What Is Proof of Stake?

What is proof of stake (PoS)? A consensus mechanism where validators stake coins to secure the network instead of mining with energy.

What is Proof of Stake? Investing dictionary guide

Proof of stake is a consensus mechanism blockchains use to agree on transaction history without energy-intensive mining. Instead of competing with specialized hardware, validators lock up cryptocurrency as collateral and are selected to propose and attest to new blocks based on stake size, randomness, and network rules. Honest participation earns rewards; malicious or negligent behavior can trigger slashing, which confiscates part of the stake.

How Proof of Stake Works

Validators run software connected to the network. When chosen, a validator proposes a block of transactions; other validators vote on whether to accept it. Finality rules vary by chain, but the core idea is economic security: attacking the network requires controlling a large fraction of staked assets, which is expensive and self-destructive if the attack crashes the token value you staked.

Stake can be delegated. Many holders do not run validators themselves; they delegate coins to professional operators who share rewards minus a fee. Delegation lowers the barrier to participation but introduces counterparty risk if the operator misconfigures software or gets slashed for downtime.

Entry barriers differ by network. Some chains require large minimum stakes to run a validator node; others allow small delegators. Unbonding or unlock periods delay withdrawal so attackers cannot stake, misbehave, and exit instantly before penalties apply.

PoS vs Proof of Work

Bitcoin uses proof of work, where miners expend electricity solving puzzles to win block rewards. PoS replaces that arms race with locked capital. Energy use drops sharply, which was a major motivation when Ethereum completed The Merge in 2022 and left proof of work behind.

Both models aim to make rewriting history costly. PoW makes it expensive in hardware and power; PoS makes it expensive in staked coins at risk of slashing. Critics argue PoS favors large holders and introduces new centralization vectors around validator pools. Supporters counter that economies of scale exist in mining pools too, and that PoS enables faster finality and lower fees on some networks.
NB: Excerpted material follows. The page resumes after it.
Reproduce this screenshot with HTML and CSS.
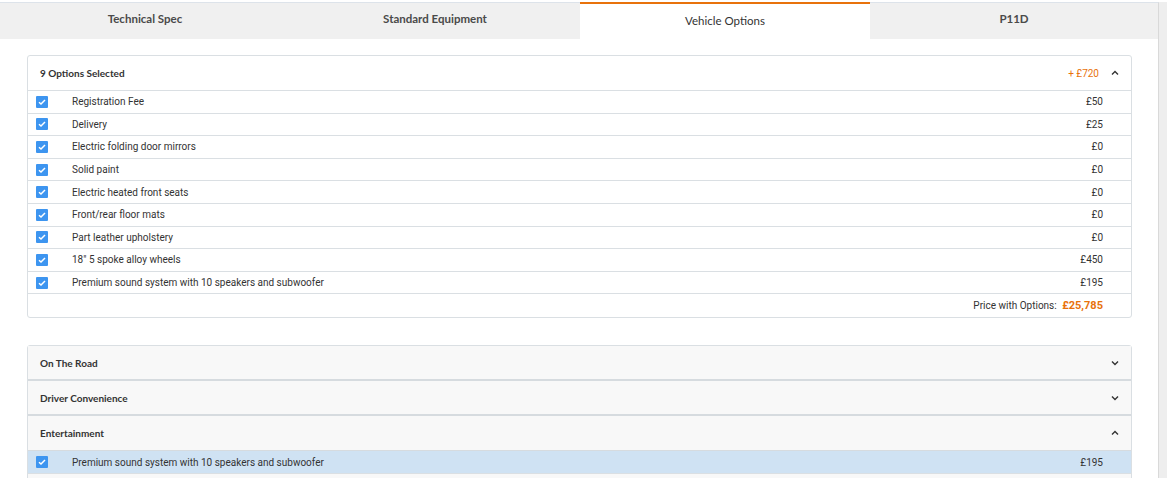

Understanding the trade-off helps you compare chains. Security, decentralization, and performance are design choices, not universal constants. Read each network's documentation on validator count, stake concentration, and slashing conditions before you assume all PoS systems behave like Ethereum.

Ethereum and Major PoS Chains

Ethereum's proof-of-stake layer, often called the Beacon Chain merged with execution, selects validators who stake 32 ETH to run a node or who delegate through staking services. Rewards come from issuance and transaction tips; penalties hit validators who go offline or sign conflicting messages. The shift reduced Ethereum's energy footprint and changed how new ETH enters supply relative to the prior mining era.

Other networks launched with PoS from the start or migrated later. Cardano, Solana, Polkadot, and Cosmos-family chains each tune parameters differently: block times, minimum stake, inflation schedules, and governance rights. Token economics and staking yields vary widely and are not promises of investment return.

All of this rests on a shared blockchain ledger model where nodes replicate state. PoS is one way to choose who updates that ledger. Application layers, smart contracts, and user wallets sit on top regardless of consensus flavor.

Risks and Investor Considerations

Slashing risk is real for validators and sometimes for delegators depending on pool terms. Software bugs, double-signing errors, or coordinated attacks can destroy stake. Custodial staking through exchanges adds platform risk if the provider mishandles keys or pauses withdrawals during stress.

Regulatory treatment of staking rewards evolves by jurisdiction. Some authorities treat rewards as income when received; others are still drafting rules for delegated validation services marketed to retail users.

Proof of stake is infrastructure, not a guarantee of token price appreciation. A secure consensus layer can host tokens and apps that still fail commercially. Evaluate staking yields against inflation, lockup periods, and the fundamental thesis for holding the underlying asset, not just the headline annual percentage rate on a staking dashboard.

Upgrades to PoS networks continue through hard forks and client software releases. Stay informed about timeline changes, validator client diversity, and governance votes that alter reward schedules. Consensus design evolves, and yesterday's assumptions about stake economics may not hold after the next major upgrade ships.

Common questions

PoS vs PoW?

Proof of work uses computational mining. Proof of stake uses staked coins and consumes far less energy.